A comprehensive home security system that includes exterior lighting and cameras is the best way to protect your home from intruders.
Turning on a porch light when it gets dark in a neighborhood where most people do so or when it’s anticipated that residents will be returning after dark is a great first step toward home security. However, a blended or layered approach to home security can greatly increase the safety of a home and its residents. A home security system is well worth the cost if it helps prevent crime or provides added peace of mind to residents.
A static porch light during the evening hours is a baseline. Adding motion-sensor lighting that activates anytime there’s movement within the sensor’s field is a great next step, and a comprehensive plan for static and motion-based exterior illumination is an even better plan.

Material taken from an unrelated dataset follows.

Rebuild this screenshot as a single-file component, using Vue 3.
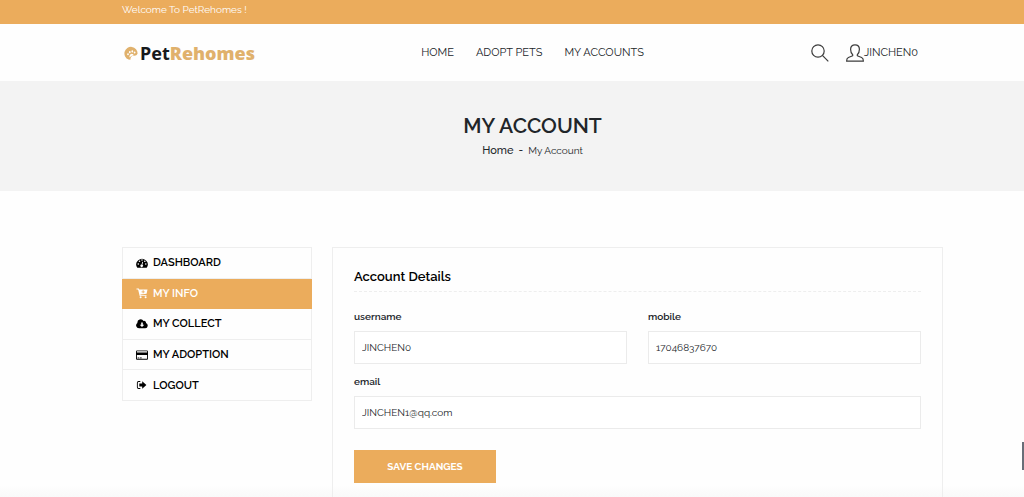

This can include the best outdoor solar lights that increase the eco-consciousness of the system and provide consistent low-lighting of the property, the best outdoor light bulbs in fixtures at entry points or dark areas triggered by motion sensors, and other backyard lighting ideas that make approaching the entry points more secure. The final step that adds the greatest level of security is incorporating lighting into a security system that includes cameras and entryway sensors; residents will want to consider using one of the best home security companies (such as Vivint, ADT, or SimpliSafe) for their system. This goes for renters, too: While renters can hope that their landlord or property management company is on top of security measures such as exterior and hallway lighting, that’s not always the case, but one of the best apartment security systems can add this extra layer of security to rented homes as well. This approach maximizes the technology available to secure a home, giving the residents complete control (often from a mobile app) and makes the residents feel secure without turning the home into a fortress.